Extracted data entries:
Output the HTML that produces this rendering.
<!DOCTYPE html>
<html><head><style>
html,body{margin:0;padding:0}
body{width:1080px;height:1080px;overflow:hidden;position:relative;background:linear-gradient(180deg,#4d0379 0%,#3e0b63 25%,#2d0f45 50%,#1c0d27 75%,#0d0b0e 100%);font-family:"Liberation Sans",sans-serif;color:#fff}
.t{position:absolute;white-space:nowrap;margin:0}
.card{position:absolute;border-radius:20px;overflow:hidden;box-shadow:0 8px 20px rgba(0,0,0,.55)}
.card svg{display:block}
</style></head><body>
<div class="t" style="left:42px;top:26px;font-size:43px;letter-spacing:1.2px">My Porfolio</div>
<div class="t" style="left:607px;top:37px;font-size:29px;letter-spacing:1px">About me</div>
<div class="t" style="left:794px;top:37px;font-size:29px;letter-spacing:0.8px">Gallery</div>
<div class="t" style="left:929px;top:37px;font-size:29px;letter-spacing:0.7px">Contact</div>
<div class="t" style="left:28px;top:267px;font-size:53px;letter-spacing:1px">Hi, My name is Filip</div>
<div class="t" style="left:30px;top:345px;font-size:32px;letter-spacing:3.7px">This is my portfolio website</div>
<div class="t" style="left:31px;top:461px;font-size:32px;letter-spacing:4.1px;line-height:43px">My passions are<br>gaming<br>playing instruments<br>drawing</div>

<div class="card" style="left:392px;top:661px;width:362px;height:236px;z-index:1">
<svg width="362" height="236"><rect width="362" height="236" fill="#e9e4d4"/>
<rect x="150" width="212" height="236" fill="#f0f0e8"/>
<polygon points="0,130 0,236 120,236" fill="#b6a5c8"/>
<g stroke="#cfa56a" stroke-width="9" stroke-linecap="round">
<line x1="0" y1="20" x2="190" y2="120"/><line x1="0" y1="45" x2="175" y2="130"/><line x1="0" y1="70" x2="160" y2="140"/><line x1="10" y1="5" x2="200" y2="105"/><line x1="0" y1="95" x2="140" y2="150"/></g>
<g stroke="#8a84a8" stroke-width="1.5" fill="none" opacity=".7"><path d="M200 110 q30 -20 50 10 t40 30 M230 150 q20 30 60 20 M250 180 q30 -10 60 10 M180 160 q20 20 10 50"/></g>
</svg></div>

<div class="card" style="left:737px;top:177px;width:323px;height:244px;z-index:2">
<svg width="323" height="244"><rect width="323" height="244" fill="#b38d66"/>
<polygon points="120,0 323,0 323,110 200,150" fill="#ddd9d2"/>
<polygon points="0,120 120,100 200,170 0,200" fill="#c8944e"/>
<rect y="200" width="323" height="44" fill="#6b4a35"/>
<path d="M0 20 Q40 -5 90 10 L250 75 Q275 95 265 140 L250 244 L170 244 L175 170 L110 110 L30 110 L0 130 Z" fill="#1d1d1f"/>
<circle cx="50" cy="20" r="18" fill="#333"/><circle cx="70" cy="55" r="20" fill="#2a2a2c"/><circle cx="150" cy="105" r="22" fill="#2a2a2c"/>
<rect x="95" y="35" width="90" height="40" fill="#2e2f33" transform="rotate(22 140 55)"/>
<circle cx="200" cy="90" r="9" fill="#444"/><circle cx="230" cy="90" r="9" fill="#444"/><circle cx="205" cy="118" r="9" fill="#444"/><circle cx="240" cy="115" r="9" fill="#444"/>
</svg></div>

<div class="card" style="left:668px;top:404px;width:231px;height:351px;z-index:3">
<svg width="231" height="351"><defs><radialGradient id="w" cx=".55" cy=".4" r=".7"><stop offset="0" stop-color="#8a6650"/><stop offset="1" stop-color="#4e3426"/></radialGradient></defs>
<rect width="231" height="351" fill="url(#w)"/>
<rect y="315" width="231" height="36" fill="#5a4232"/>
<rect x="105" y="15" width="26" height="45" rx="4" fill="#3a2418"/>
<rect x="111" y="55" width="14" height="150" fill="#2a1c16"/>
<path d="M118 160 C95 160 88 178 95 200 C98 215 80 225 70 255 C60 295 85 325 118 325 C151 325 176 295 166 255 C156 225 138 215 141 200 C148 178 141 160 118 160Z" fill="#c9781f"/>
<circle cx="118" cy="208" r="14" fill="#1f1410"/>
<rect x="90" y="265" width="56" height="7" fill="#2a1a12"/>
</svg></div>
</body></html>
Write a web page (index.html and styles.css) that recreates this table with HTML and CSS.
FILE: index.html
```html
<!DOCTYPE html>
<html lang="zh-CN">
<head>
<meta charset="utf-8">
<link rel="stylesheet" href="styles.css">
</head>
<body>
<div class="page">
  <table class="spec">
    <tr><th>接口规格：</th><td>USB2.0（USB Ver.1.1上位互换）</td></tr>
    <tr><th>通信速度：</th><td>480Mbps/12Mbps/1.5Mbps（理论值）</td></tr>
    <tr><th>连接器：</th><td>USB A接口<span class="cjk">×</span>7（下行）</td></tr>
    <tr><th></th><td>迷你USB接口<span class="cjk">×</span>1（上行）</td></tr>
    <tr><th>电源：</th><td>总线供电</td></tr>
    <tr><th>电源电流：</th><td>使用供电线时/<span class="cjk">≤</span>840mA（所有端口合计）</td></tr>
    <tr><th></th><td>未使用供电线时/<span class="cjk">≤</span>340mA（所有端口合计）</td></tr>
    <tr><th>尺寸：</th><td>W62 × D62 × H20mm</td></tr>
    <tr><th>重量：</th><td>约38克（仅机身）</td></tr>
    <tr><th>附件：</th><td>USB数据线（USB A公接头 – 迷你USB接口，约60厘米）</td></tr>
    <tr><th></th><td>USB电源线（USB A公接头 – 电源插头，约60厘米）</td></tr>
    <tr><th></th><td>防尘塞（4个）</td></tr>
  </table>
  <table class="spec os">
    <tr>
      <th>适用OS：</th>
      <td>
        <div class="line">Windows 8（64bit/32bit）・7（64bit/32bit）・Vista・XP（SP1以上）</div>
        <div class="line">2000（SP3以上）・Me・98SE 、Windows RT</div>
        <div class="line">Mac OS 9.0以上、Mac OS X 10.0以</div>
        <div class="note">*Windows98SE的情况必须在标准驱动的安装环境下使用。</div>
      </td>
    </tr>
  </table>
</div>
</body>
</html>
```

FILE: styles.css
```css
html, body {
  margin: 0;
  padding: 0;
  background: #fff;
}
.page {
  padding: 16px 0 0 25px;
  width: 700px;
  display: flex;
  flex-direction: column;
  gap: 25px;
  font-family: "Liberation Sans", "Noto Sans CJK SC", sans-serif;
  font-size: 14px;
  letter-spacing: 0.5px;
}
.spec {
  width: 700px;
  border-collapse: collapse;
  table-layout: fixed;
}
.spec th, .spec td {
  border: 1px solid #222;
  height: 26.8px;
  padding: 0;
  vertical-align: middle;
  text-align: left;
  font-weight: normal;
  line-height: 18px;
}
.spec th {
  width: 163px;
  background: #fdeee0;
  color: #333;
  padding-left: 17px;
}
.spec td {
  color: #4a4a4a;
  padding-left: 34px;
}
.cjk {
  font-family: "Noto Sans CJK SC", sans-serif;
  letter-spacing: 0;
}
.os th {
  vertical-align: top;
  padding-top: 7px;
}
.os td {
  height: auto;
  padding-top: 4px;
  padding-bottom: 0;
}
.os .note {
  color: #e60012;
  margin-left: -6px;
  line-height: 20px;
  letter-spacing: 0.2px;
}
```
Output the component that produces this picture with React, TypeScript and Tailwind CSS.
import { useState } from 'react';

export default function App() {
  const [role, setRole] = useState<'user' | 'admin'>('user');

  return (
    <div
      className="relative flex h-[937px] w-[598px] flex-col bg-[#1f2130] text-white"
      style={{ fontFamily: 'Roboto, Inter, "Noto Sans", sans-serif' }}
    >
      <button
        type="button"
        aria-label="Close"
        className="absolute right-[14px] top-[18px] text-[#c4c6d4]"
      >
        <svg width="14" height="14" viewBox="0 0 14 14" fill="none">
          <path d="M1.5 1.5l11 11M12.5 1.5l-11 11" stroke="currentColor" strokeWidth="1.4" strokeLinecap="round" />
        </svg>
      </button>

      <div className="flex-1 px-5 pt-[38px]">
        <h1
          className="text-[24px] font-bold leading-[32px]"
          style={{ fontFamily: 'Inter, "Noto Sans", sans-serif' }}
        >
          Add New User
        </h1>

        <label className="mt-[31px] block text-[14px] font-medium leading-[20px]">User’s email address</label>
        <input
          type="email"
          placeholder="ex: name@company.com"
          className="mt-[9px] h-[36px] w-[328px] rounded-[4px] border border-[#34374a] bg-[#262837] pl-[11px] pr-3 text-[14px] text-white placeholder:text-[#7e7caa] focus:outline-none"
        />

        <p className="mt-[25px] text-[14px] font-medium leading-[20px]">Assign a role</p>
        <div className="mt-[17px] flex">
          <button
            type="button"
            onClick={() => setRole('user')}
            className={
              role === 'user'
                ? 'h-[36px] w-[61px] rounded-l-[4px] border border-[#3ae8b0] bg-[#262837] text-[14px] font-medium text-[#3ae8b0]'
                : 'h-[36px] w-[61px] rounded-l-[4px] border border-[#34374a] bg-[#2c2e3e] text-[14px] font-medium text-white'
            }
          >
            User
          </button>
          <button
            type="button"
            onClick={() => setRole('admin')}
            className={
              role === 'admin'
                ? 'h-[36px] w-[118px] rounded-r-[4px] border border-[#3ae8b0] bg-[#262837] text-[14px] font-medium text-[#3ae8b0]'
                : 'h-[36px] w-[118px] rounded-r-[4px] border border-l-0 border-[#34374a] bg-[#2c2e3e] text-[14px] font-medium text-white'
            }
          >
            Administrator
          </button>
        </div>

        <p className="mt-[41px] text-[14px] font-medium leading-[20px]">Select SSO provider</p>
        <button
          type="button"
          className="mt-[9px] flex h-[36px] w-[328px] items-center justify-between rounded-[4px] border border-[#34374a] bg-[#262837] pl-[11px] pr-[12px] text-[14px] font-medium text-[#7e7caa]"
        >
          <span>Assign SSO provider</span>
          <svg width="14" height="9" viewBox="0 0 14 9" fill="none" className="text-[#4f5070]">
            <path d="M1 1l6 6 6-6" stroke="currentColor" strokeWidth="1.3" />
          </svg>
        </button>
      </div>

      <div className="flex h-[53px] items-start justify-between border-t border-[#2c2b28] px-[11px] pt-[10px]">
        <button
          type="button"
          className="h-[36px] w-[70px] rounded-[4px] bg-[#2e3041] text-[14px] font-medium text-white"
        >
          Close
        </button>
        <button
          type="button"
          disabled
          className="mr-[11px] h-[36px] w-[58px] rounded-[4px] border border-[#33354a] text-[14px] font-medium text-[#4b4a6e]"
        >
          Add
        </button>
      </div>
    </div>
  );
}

- Set exercise -
Quote exactly the first line of the entries and every line after it, stopping with the line that contains "passions are<br>gaming<br>playing instruments<br>drawing</div>".

- Finished exercise -
Output the HTML that produces this rendering.
<!DOCTYPE html>
<html><head><style>
html,body{margin:0;padding:0}
body{width:1080px;height:1080px;overflow:hidden;position:relative;background:linear-gradient(180deg,#4d0379 0%,#3e0b63 25%,#2d0f45 50%,#1c0d27 75%,#0d0b0e 100%);font-family:"Liberation Sans",sans-serif;color:#fff}
.t{position:absolute;white-space:nowrap;margin:0}
.card{position:absolute;border-radius:20px;overflow:hidden;box-shadow:0 8px 20px rgba(0,0,0,.55)}
.card svg{display:block}
</style></head><body>
<div class="t" style="left:42px;top:26px;font-size:43px;letter-spacing:1.2px">My Porfolio</div>
<div class="t" style="left:607px;top:37px;font-size:29px;letter-spacing:1px">About me</div>
<div class="t" style="left:794px;top:37px;font-size:29px;letter-spacing:0.8px">Gallery</div>
<div class="t" style="left:929px;top:37px;font-size:29px;letter-spacing:0.7px">Contact</div>
<div class="t" style="left:28px;top:267px;font-size:53px;letter-spacing:1px">Hi, My name is Filip</div>
<div class="t" style="left:30px;top:345px;font-size:32px;letter-spacing:3.7px">This is my portfolio website</div>
<div class="t" style="left:31px;top:461px;font-size:32px;letter-spacing:4.1px;line-height:43px">My passions are<br>gaming<br>playing instruments<br>drawing</div>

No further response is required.